§ **What to do**
Using the data below, copy every line that contains the word "this".

[Entries with page source code]
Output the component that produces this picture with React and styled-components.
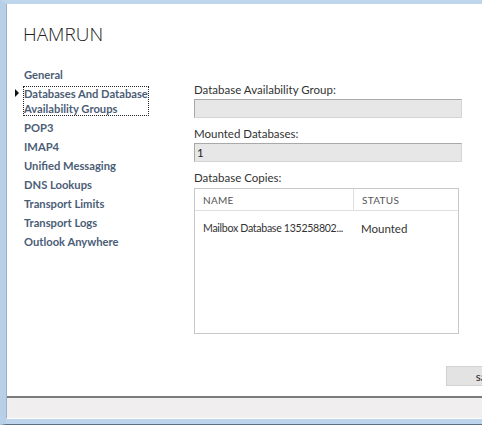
import styled, { createGlobalStyle } from "styled-components"

const Global = createGlobalStyle`
  html, body { margin: 0; padding: 0; background: #fff; }
  body { font-family: Lato, "Open Sans", sans-serif; }
`

const Window = styled.div`
  width: 482px;
  height: 425px;
  box-sizing: border-box;
  overflow: hidden;
  display: flex;
  flex-direction: column;
  background: #bdd4ec;
  border-top: 4px solid #bfd5ec;
  border-left: 6px solid #b8cfe8;
  border-bottom: 1px solid #5a6f86;
  padding-bottom: 5px;
`

const Inner = styled.div`
  flex: 1;
  display: flex;
  flex-direction: column;
  border-left: 1px solid #9fb0c4;
  border-bottom: 1px solid #fdfdfd;
  min-height: 0;
`

const Main = styled.div`
  flex: 1;
  background: #fff;
  display: flex;
  flex-direction: column;
  padding: 17px 0 0 16px;
  min-height: 0;
`

const Title = styled.h1`
  margin: 0;
  font-family: "Open Sans", sans-serif;
  font-weight: 300;
  font-size: 19px;
  line-height: 26px;
  color: #222;
`

const Body = styled.div`
  display: flex;
  margin-top: 20px;
`

const Nav = styled.ul`
  list-style: none;
  margin: 0;
  padding: 0;
  width: 171px;
  display: flex;
  flex-direction: column;
  align-items: flex-start;
  gap: 4px;
`

const NavItem = styled.li`
  position: relative;
  font-family: Lato, sans-serif;
  font-size: 11.2px;
  font-weight: 700;
  line-height: 15px;
  color: #4b5d76;
  padding: 0 1px;
  white-space: nowrap;
  outline: ${p => (p.$active ? "1px dotted #222" : "none")};
  outline-offset: -1px;
`

const Arrow = styled.span`
  position: absolute;
  left: -8px;
  top: 3px;
  width: 0;
  height: 0;
  border-top: 4px solid transparent;
  border-bottom: 4px solid transparent;
  border-left: 4px solid #111;
`

const Panel = styled.div`
  display: flex;
  flex-direction: column;
  margin-top: 15px;
`

const Label = styled.div`
  font-size: 11.5px;
  line-height: 15px;
  color: #333;
  margin-bottom: ${p => p.$mb || 2}px;
`

const Field = styled.div`
  width: 268px;
  height: 19px;
  box-sizing: border-box;
  background: #e7e7e7;
  border: 1px solid #d5d5d5;
  border-top-color: #a9a9a9;
  border-left-color: #a9a9a9;
  font-size: 11.5px;
  line-height: 17px;
  padding-left: 2px;
  color: #222;
  margin-bottom: 8px;
`

const Table = styled.div`
  width: 265px;
  height: 146px;
  box-sizing: border-box;
  border: 1px solid #c9c9c9;
  background: #fff;
`

const Row = styled.div`
  display: grid;
  grid-template-columns: 158px 1fr;
  height: ${p => (p.$head ? 21 : 34)}px;
  align-items: center;
  border-bottom: ${p => (p.$head ? "1px solid #dedede" : "none")};
`

const Cell = styled.div`
  padding-left: 8px;
  font-size: ${p => (p.$head ? 10 : 11.5)}px;
  color: ${p => (p.$head ? "#555" : "#333")};
  letter-spacing: ${p => (p.$head ? "0.3px" : "0")};
  height: 100%;
  display: flex;
  align-items: center;
  white-space: nowrap;
  overflow: hidden;
  border-left: ${p => (p.$divider ? "1px solid #dedede" : "none")};
`

const NameText = styled.span`
  font-size: 10.6px;
  letter-spacing: -0.3px;
`

const ButtonBar = styled.div`
  margin-top: auto;
  margin-bottom: 10px;
  display: flex;
  justify-content: flex-end;
  margin-right: -46px;
`

const Button = styled.button`
  width: 82px;
  height: 20px;
  border: 1px solid #d2d2d2;
  background: #e3e3e3;
  font-family: Lato, sans-serif;
  font-size: 11.5px;
  color: #222;
  padding: 0;
  text-align: center;
`

const Footer = styled.div`
  height: 20px;
  background: #f0eeee;
  border-top: 2px solid #7b7b7b;
`

const navItems = [
  ["General"],
  ["Databases And Database", "Availability Groups"],
  ["POP3"],
  ["IMAP4"],
  ["Unified Messaging"],
  ["DNS Lookups"],
  ["Transport Limits"],
  ["Transport Logs"],
  ["Outlook Anywhere"],
]

const App = () => {
  return (
    <>
      <Global />
      <Window>
        <Inner>
          <Main>
            <Title>HAMRUN</Title>
            <Body>
              <Nav>
                {navItems.map((lines, i) => (
                  <NavItem key={lines[0]} $active={i === 1}>
                    {i === 1 && <Arrow />}
                    {lines.map((l, j) => (
                      <div key={j}>{l}</div>
                    ))}
                  </NavItem>
                ))}
              </Nav>
              <Panel>
                <Label>Database Availability Group:</Label>
                <Field />
                <Label>Mounted Databases:</Label>
                <Field>1</Field>
                <Label $mb={3}>Database Copies:</Label>
                <Table>
                  <Row $head>
                    <Cell $head>NAME</Cell>
                    <Cell $head $divider>STATUS</Cell>
                  </Row>
                  <Row>
                    <Cell>
                      <NameText>Mailbox Database 135258802...</NameText>
                    </Cell>
                    <Cell>Mounted</Cell>
                  </Row>
                </Table>
              </Panel>
            </Body>
            <ButtonBar>
              <Button>save</Button>
            </ButtonBar>
          </Main>
          <Footer />
        </Inner>
      </Window>
    </>
  )
}

export default App
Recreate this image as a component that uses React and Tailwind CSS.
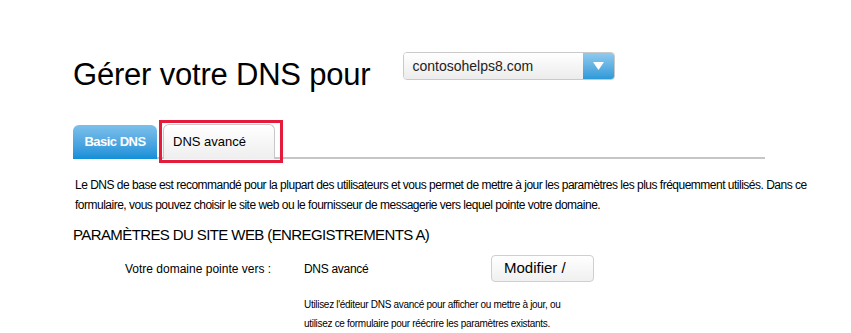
export default function App() {
  return (
    <div className="w-[851px] h-[333px] bg-white overflow-hidden text-black" style={{ fontFamily: '"Liberation Sans", Arial, sans-serif' }}>
      <div className="pl-[73px] pt-[52px] flex items-start">
        <h1 className="text-[31px] leading-[34px] font-normal mt-[6px] tracking-[-0.2px]">Gérer votre DNS pour</h1>
        <div className="ml-[32px] w-[212px] h-[28px] flex rounded-[4px] border border-[#c9c9c9] overflow-hidden">
          <div className="flex-1 bg-gradient-to-b from-white to-[#ececec] pl-[9px] flex items-center text-[14px] text-[#222]">contosohelps8.com</div>
          <div className="w-[31px] bg-gradient-to-b from-[#8fcaee] to-[#2b9ad9] flex items-center justify-center">
            <svg width="11" height="8" viewBox="0 0 11 8"><path d="M0 0 H11 L5.5 8 Z" fill="white" /></svg>
          </div>
        </div>
      </div>
      <div className="ml-[73px] mt-[32px] w-[692px] h-[35px] border-b-2 border-[#c6c6c6] flex items-end gap-[6px]">
        <div className="w-[84px] h-[34px] rounded-t-[6px] bg-gradient-to-b from-[#7cc0ea] to-[#0d8fd8] text-white font-bold text-[13px] tracking-[-0.5px] flex items-center justify-center -mb-[2px]">Basic DNS</div>
        <div className="relative -mb-[2px]">
          <div className="w-[112px] h-[35px] rounded-t-[6px] border border-b-0 border-[#c8c8c8] bg-gradient-to-b from-white to-[#eeeeee] text-[13px] flex items-center pl-[9px]">DNS avancé</div>
          <div className="absolute left-[-4px] top-[-4px] w-[124px] h-[43px] border-[3px] border-[#e41b3b]"></div>
        </div>
      </div>
      <p className="ml-[75px] mt-[16px] w-[760px] text-[12px] leading-[20px] tracking-[-0.5px]">Le DNS de base est recommandé pour la plupart des utilisateurs et vous permet de mettre à jour les paramètres les plus fréquemment utilisés. Dans ce formulaire, vous pouvez choisir le site web ou le fournisseur de messagerie vers lequel pointe votre domaine.</p>
      <h2 className="ml-[73px] mt-[11px] text-[15px] leading-[18px] tracking-[-0.6px]">PARAMÈTRES DU SITE WEB (ENREGISTREMENTS A)</h2>
      <div className="flex items-center mt-[11px]">
        <div className="ml-[125px] w-[179px] text-[12px] tracking-[0px]">Votre domaine pointe vers :</div>
        <div className="w-[187px] text-[12px] tracking-[-0.3px]">DNS avancé</div>
        <div className="w-[103px] h-[27px] rounded-[4px] border border-[#cfcfcf] bg-gradient-to-b from-white to-[#f0f0f0] text-[15px] flex items-center pl-[12px]">Modifier /</div>
      </div>
      <p className="ml-[304px] mt-[13px] w-[262px] text-[10px] leading-[19px] tracking-[-0.3px]">Utilisez l'éditeur DNS avancé pour afficher ou mettre à jour, ou utilisez ce formulaire pour réécrire les paramètres existants.</p>
    </div>
  );
}
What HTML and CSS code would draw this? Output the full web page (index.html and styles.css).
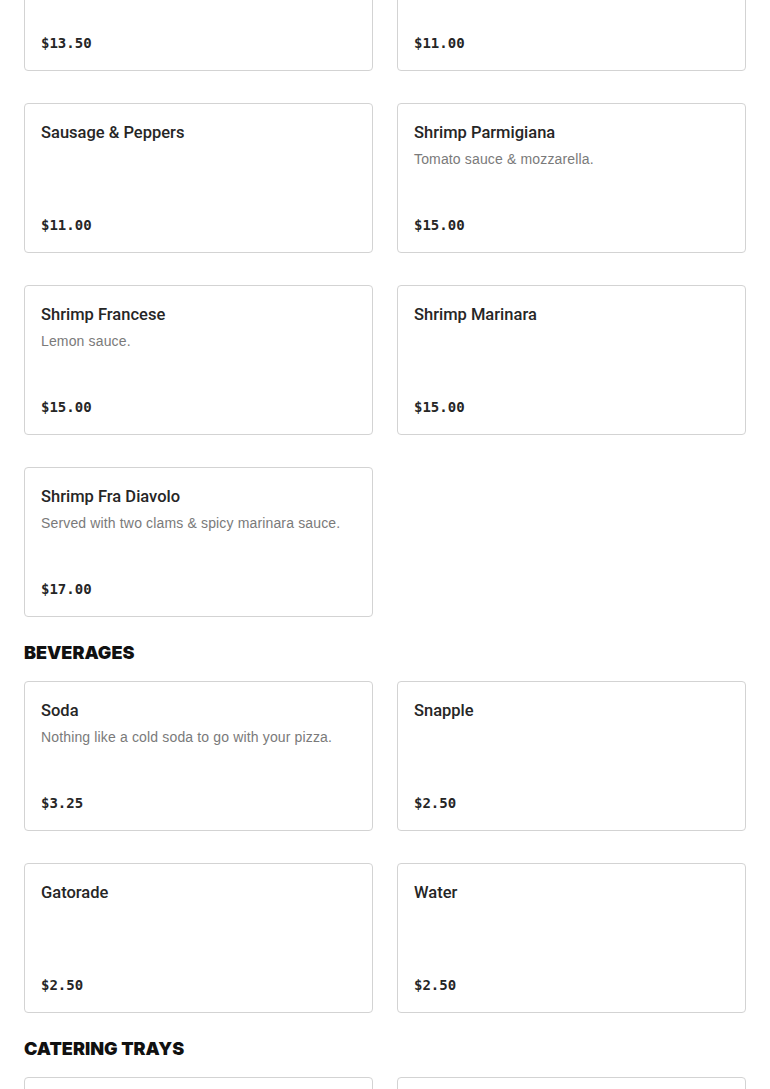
FILE: index.html
```html
<!DOCTYPE html>
<html lang="en">
<head>
<meta charset="utf-8">
<title>Menu</title>
<link rel="stylesheet" href="styles.css">
</head>
<body>
<main class="menu">
  <section class="section section-first">
    <div class="grid">
      <article class="card">
        <h3 class="item-name">Chicken Parmigiana</h3>
        <p class="price">$13.50</p>
      </article>
      <article class="card">
        <h3 class="item-name">Sausage Parmigiana</h3>
        <p class="price">$11.00</p>
      </article>
      <article class="card">
        <h3 class="item-name">Sausage &amp; Peppers</h3>
        <p class="price">$11.00</p>
      </article>
      <article class="card">
        <h3 class="item-name">Shrimp Parmigiana</h3>
        <p class="desc">Tomato sauce &amp; mozzarella.</p>
        <p class="price">$15.00</p>
      </article>
      <article class="card">
        <h3 class="item-name">Shrimp Francese</h3>
        <p class="desc">Lemon sauce.</p>
        <p class="price">$15.00</p>
      </article>
      <article class="card">
        <h3 class="item-name">Shrimp Marinara</h3>
        <p class="price">$15.00</p>
      </article>
      <article class="card">
        <h3 class="item-name">Shrimp Fra Diavolo</h3>
        <p class="desc">Served with two clams &amp; spicy marinara sauce.</p>
        <p class="price">$17.00</p>
      </article>
    </div>
  </section>

  <section class="section">
    <h2 class="section-title">BEVERAGES</h2>
    <div class="grid">
      <article class="card">
        <h3 class="item-name">Soda</h3>
        <p class="desc">Nothing like a cold soda to go with your pizza.</p>
        <p class="price">$3.25</p>
      </article>
      <article class="card">
        <h3 class="item-name">Snapple</h3>
        <p class="price">$2.50</p>
      </article>
      <article class="card">
        <h3 class="item-name">Gatorade</h3>
        <p class="price">$2.50</p>
      </article>
      <article class="card">
        <h3 class="item-name">Water</h3>
        <p class="price">$2.50</p>
      </article>
    </div>
  </section>

  <section class="section">
    <h2 class="section-title">CATERING TRAYS</h2>
    <div class="grid">
      <article class="card">
        <h3 class="item-name">Baked Ziti Tray</h3>
        <p class="price">$45.00</p>
      </article>
      <article class="card">
        <h3 class="item-name">Penne Vodka Tray</h3>
        <p class="price">$50.00</p>
      </article>
    </div>
  </section>
</main>
</body>
</html>
```

FILE: styles.css
```css
* { box-sizing: border-box; }

html, body {
  margin: 0;
  padding: 0;
  background: #ffffff;
  overflow: hidden;
}

body {
  font-family: "Liberation Sans", Arial, sans-serif;
  color: #222222;
}

.menu {
  padding: 0 24px;
  margin-top: -79px;
}

.section {
  margin-bottom: 24px;
}

.section-title {
  margin: 0 0 16px;
  font-family: Inter, "Liberation Sans", sans-serif;
  font-weight: 900;
  font-size: 18px;
  line-height: 24px;
  letter-spacing: 0;
  color: #111111;
}

.grid {
  display: grid;
  grid-template-columns: 1fr 1fr;
  column-gap: 24px;
  row-gap: 32px;
}

.card {
  display: flex;
  flex-direction: column;
  min-height: 150px;
  padding: 16px;
  border: 1px solid #d3d3d3;
  border-radius: 4px;
  background: #ffffff;
}

.item-name {
  margin: 0;
  font-family: Roboto, "Liberation Sans", sans-serif;
  font-size: 16.5px;
  line-height: 26px;
  font-weight: 500;
  color: #262626;
}

.desc {
  margin: 3px 0 0;
  font-size: 14px;
  line-height: 20px;
  letter-spacing: 0.15px;
  color: #7a7a7a;
}

.price {
  margin: auto 0 1px;
  font-family: "DejaVu Sans Mono", "Liberation Mono", monospace;
  font-weight: bold;
  font-size: 14px;
  line-height: 20px;
  color: #262626;
}
```
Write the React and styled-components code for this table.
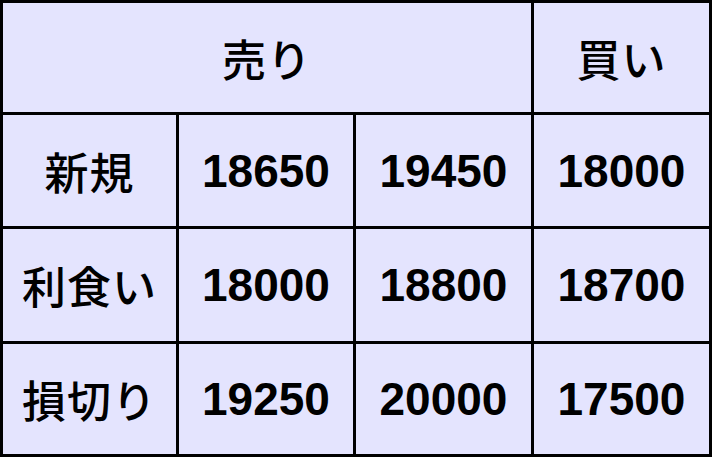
import React from 'react';
import styled, { createGlobalStyle } from 'styled-components';

const GlobalStyle = createGlobalStyle`
  html, body {
    margin: 0;
    padding: 0;
    background: #e4e4fe;
  }
`;

const Table = styled.div`
  display: grid;
  grid-template-columns: 173px 174px 175px 175px;
  grid-template-rows: 109px 111px 112px 110px;
  gap: 3px;
  padding: 3px;
  width: 712px;
  height: 457px;
  box-sizing: border-box;
  background: #000;
`;

const Cell = styled.div`
  display: flex;
  align-items: center;
  justify-content: center;
  background: #e4e4fe;
  color: #000;
  grid-column: ${(p) => p.$span ? `span ${p.$span}` : 'auto'};
  font-family: ${(p) => p.$num
    ? '"Liberation Sans", Arial, sans-serif'
    : '"Noto Sans CJK JP", "Noto Sans", sans-serif'};
  font-weight: ${(p) => p.$num ? 700 : 500};
  font-size: ${(p) => p.$num ? '46px' : '44px'};
  letter-spacing: ${(p) => p.$num ? '0' : '1px'};
  line-height: 1;
`;

const rows = [
  { label: '新規', values: ['18650', '19450', '18000'] },
  { label: '利食い', values: ['18000', '18800', '18700'] },
  { label: '損切り', values: ['19250', '20000', '17500'] },
];

export default function App() {
  return (
    <>
      <GlobalStyle />
      <Table>
        <Cell $span={3}>売り</Cell>
        <Cell>買い</Cell>
        {rows.map((row) => (
          <React.Fragment key={row.label}>
            <Cell>{row.label}</Cell>
            {row.values.map((v, i) => (
              <Cell key={i} $num>{v}</Cell>
            ))}
          </React.Fragment>
        ))}
      </Table>
    </>
  );
}
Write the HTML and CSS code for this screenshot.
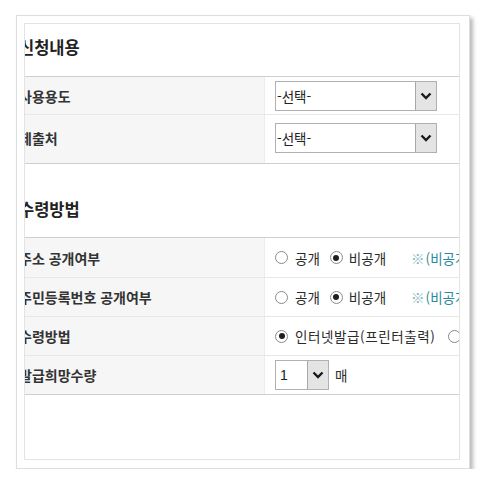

§ **The result**
Output the component that produces this picture with React and styled-components.
Recreate this image as a component that uses React and Tailwind CSS.
What HTML and CSS code would draw this? Output the full web page (index.html and styles.css).
Write the React and styled-components code for this table.
Write the HTML and CSS code for this screenshot.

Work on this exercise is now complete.